**TASK:**
Check each line of the data below for the word "components", then extract the ones that have it.

**INFORMATION PROVIDED:**
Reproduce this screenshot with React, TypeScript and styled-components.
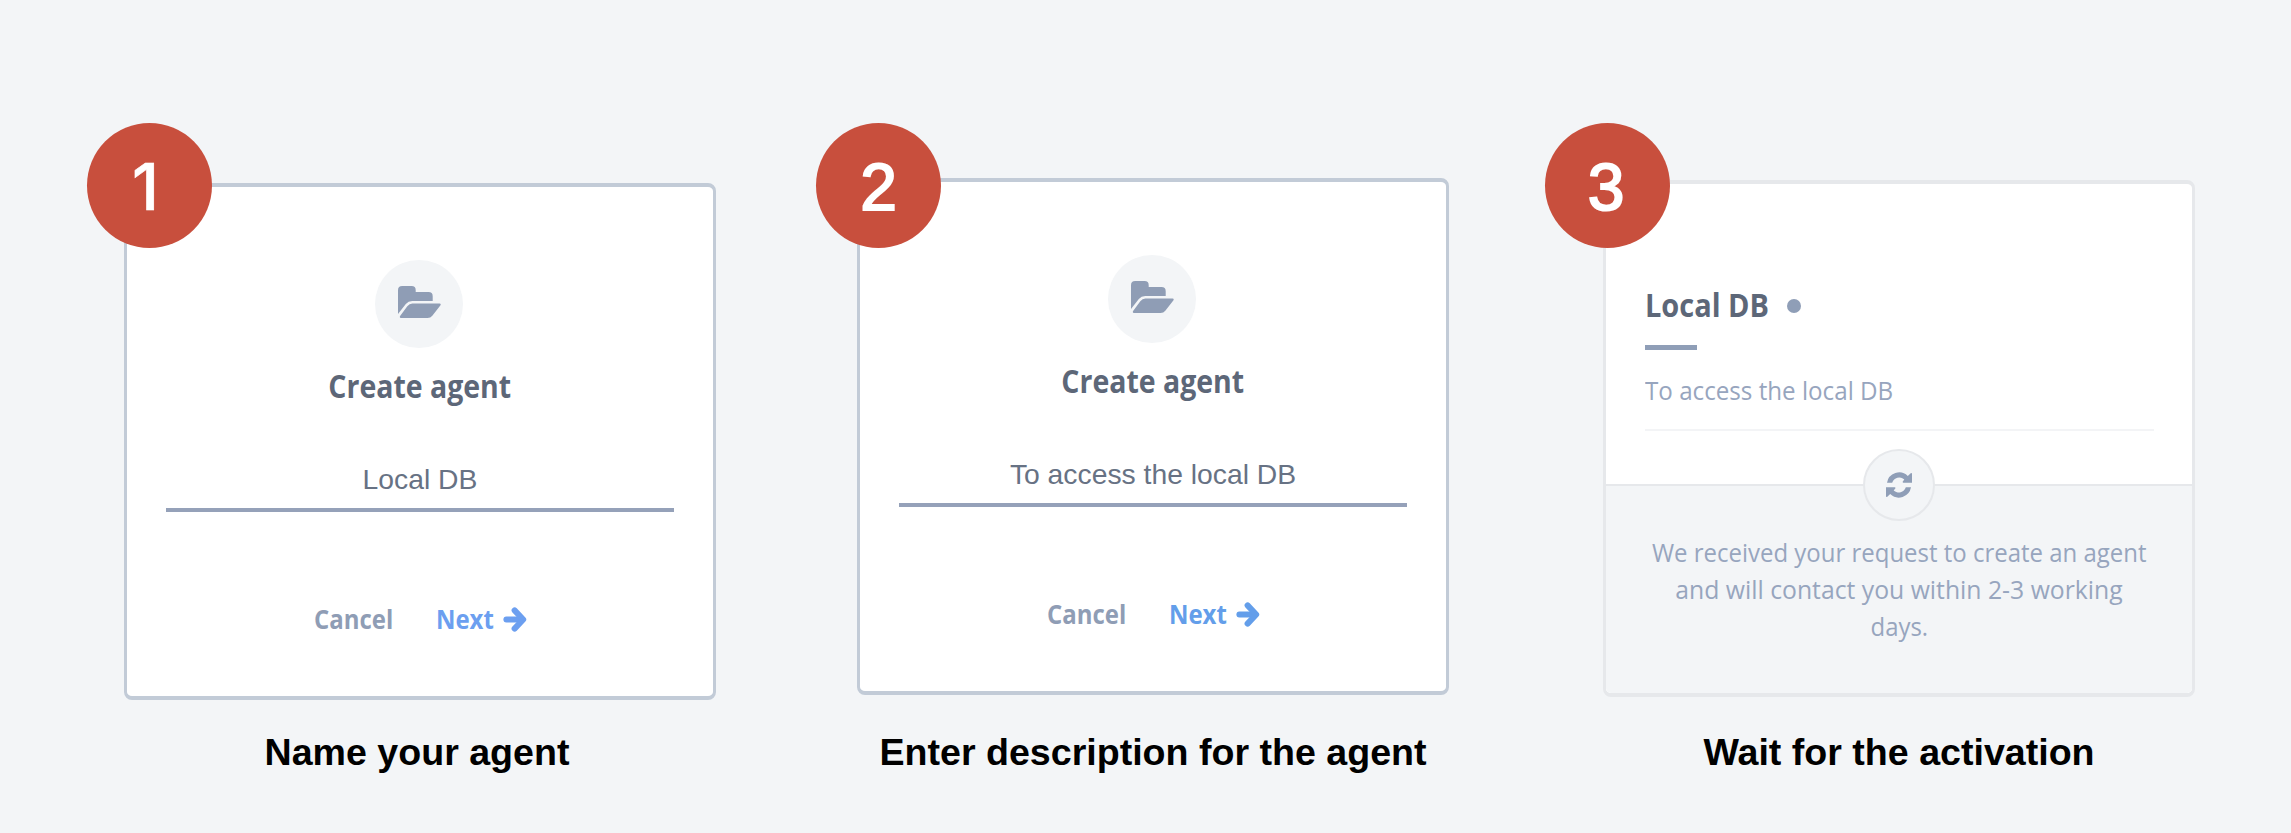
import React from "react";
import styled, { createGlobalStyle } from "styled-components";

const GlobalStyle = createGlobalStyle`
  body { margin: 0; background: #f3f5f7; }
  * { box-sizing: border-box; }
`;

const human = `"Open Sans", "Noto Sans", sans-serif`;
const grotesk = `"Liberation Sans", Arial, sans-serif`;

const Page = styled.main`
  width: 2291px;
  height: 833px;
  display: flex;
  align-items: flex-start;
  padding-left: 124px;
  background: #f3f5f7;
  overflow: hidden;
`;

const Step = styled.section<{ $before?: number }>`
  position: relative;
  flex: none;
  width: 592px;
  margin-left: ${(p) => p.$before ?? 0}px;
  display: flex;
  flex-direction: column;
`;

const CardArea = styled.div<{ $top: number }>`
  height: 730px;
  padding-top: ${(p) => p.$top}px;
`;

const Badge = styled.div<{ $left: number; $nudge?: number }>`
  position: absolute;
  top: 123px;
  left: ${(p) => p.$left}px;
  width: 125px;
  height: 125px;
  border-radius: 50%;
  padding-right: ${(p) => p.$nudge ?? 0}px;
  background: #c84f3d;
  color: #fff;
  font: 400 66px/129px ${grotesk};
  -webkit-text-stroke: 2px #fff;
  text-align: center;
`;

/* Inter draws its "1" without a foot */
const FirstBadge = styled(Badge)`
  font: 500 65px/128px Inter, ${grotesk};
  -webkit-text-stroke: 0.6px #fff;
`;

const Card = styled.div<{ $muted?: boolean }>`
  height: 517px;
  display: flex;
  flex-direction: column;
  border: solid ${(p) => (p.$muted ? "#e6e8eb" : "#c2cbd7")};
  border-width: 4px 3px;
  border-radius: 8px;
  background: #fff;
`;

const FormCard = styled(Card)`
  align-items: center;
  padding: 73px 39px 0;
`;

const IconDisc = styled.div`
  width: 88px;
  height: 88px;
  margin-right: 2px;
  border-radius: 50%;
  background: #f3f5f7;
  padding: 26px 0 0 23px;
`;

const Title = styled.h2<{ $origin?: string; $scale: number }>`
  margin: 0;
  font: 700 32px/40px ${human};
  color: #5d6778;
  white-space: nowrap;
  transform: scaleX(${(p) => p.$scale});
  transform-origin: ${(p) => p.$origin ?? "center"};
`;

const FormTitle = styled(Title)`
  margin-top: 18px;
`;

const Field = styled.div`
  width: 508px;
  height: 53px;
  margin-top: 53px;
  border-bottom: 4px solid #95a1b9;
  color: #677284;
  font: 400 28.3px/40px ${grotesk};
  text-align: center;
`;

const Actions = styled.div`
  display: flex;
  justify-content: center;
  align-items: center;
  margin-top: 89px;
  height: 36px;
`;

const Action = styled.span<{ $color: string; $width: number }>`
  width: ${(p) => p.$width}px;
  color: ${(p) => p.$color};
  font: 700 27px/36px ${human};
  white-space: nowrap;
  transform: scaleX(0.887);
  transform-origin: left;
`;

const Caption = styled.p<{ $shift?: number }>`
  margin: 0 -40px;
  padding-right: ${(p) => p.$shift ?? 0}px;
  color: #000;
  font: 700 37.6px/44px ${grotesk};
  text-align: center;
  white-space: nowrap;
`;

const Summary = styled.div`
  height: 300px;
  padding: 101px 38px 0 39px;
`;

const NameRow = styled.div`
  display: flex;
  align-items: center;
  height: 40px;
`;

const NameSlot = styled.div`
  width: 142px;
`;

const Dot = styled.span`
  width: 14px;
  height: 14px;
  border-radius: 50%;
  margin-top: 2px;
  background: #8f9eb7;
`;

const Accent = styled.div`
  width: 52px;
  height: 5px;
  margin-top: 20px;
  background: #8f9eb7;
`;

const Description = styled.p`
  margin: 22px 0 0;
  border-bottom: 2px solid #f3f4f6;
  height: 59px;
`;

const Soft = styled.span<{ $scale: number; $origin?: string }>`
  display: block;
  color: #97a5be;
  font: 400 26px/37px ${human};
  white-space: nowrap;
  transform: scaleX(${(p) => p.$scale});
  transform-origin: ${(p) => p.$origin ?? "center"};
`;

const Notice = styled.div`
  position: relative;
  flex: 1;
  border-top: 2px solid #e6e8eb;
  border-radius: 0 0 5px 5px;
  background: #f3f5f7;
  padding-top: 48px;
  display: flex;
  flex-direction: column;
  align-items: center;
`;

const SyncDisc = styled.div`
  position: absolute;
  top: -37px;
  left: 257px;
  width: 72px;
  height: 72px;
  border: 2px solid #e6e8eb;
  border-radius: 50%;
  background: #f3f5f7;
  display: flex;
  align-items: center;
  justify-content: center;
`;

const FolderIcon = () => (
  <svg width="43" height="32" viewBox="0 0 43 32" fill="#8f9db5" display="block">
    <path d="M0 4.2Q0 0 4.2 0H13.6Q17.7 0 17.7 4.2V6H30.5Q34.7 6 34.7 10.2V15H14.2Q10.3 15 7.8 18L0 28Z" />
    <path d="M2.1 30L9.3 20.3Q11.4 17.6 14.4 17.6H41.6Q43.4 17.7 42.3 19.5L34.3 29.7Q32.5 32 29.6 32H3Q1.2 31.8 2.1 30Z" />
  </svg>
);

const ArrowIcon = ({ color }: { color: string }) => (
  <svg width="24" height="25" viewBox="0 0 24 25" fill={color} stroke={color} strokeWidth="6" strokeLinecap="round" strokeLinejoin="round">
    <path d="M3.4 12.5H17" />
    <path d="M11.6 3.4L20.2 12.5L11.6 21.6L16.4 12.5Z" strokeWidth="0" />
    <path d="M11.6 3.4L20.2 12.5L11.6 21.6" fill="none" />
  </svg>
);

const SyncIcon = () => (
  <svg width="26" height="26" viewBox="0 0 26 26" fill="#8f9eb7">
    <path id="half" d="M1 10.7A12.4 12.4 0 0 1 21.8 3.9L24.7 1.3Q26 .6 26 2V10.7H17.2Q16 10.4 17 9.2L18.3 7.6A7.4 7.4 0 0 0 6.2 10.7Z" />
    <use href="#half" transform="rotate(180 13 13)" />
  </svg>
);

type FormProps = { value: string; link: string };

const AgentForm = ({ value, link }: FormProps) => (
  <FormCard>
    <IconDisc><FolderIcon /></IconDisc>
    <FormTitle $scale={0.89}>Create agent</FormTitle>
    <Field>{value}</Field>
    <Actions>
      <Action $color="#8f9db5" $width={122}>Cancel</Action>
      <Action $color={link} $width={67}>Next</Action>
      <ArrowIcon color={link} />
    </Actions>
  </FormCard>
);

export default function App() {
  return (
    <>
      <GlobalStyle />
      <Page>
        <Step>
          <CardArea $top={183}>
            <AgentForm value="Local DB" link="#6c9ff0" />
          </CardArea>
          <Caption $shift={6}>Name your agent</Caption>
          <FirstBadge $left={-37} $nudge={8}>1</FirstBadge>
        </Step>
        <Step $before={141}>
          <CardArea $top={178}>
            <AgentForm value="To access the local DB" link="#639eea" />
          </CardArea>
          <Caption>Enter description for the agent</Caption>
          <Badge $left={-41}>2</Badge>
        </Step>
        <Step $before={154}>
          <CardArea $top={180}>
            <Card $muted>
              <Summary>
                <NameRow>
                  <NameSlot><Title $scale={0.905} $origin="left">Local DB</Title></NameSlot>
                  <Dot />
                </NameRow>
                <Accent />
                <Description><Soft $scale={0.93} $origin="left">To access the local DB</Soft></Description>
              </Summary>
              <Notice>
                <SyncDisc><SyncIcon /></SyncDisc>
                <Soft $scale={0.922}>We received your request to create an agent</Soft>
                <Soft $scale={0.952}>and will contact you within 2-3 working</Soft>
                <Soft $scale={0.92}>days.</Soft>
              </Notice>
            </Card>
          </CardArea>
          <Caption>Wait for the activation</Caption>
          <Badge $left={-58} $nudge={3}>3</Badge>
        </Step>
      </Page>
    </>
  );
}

**EXERCISE RESULT:**
Reproduce this screenshot with React, TypeScript and styled-components.
import styled, { createGlobalStyle } from "styled-components";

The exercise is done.